Your copy of the material below should match it exactly, except that it holds no pictures.

=== DATA EXTRACT ===

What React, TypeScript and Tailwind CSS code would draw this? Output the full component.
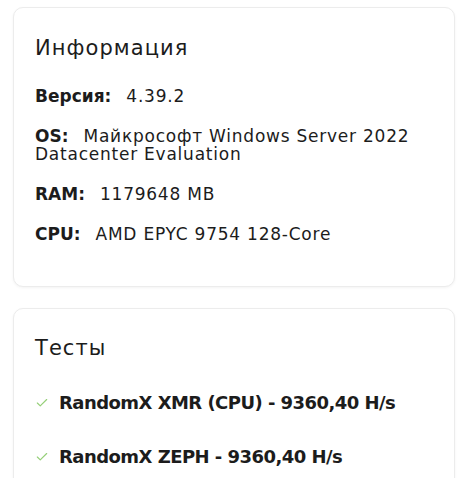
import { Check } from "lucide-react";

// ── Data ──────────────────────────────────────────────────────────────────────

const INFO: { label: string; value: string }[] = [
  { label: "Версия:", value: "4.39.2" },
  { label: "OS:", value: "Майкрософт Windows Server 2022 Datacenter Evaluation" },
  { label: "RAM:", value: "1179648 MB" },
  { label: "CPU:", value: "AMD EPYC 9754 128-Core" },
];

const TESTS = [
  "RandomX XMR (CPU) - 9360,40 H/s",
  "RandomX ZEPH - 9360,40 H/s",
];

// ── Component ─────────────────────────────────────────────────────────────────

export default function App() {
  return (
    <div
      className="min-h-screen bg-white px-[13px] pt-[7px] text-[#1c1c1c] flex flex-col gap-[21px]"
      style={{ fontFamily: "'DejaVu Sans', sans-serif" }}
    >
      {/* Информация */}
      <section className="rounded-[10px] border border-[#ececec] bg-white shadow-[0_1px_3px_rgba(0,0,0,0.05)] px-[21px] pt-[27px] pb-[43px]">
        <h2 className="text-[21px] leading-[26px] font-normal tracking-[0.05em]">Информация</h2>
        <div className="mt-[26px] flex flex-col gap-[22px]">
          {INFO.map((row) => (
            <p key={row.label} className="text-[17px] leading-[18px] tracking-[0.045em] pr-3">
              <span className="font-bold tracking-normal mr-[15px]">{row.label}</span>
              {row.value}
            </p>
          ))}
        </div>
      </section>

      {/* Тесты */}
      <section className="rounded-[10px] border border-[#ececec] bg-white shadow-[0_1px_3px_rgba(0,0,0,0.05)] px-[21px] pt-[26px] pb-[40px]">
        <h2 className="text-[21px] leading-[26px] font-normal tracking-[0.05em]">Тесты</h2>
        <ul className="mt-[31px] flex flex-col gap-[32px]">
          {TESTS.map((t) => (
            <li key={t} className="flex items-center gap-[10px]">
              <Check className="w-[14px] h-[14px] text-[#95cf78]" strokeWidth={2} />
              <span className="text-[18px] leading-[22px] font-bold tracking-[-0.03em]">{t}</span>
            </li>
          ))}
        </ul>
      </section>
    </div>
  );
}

===

EXERCISE RESPONSE:
What React, TypeScript and Tailwind CSS code would draw this? Output the full component.
import { Check } from "lucide-react";

// ── Data ──────────────────────────────────────────────────────────────────────

const INFO: { label: string; value: string }[] = [
  { label: "Версия:", value: "4.39.2" },
  { label: "OS:", value: "Майкрософт Windows Server 2022 Datacenter Evaluation" },
  { label: "RAM:", value: "1179648 MB" },
  { label: "CPU:", value: "AMD EPYC 9754 128-Core" },
];

const TESTS = [
  "RandomX XMR (CPU) - 9360,40 H/s",
  "RandomX ZEPH - 9360,40 H/s",
];

// ── Component ─────────────────────────────────────────────────────────────────

export default function App() {
  return (
    <div
      className="min-h-screen bg-white px-[13px] pt-[7px] text-[#1c1c1c] flex flex-col gap-[21px]"
      style={{ fontFamily: "'DejaVu Sans', sans-serif" }}
    >
      {/* Информация */}
      <section className="rounded-[10px] border border-[#ececec] bg-white shadow-[0_1px_3px_rgba(0,0,0,0.05)] px-[21px] pt-[27px] pb-[43px]">
        <h2 className="text-[21px] leading-[26px] font-normal tracking-[0.05em]">Информация</h2>
        <div className="mt-[26px] flex flex-col gap-[22px]">
          {INFO.map((row) => (
            <p key={row.label} className="text-[17px] leading-[18px] tracking-[0.045em] pr-3">
              <span className="font-bold tracking-normal mr-[15px]">{row.label}</span>
              {row.value}
            </p>
          ))}
        </div>
      </section>

      {/* Тесты */}
      <section className="rounded-[10px] border border-[#ececec] bg-white shadow-[0_1px_3px_rgba(0,0,0,0.05)] px-[21px] pt-[26px] pb-[40px]">
        <h2 className="text-[21px] leading-[26px] font-normal tracking-[0.05em]">Тесты</h2>
        <ul className="mt-[31px] flex flex-col gap-[32px]">
          {TESTS.map((t) => (
            <li key={t} className="flex items-center gap-[10px]">
              <Check className="w-[14px] h-[14px] text-[#95cf78]" strokeWidth={2} />
              <span className="text-[18px] leading-[22px] font-bold tracking-[-0.03em]">{t}</span>
            </li>
          ))}
        </ul>
      </section>
    </div>
  );
}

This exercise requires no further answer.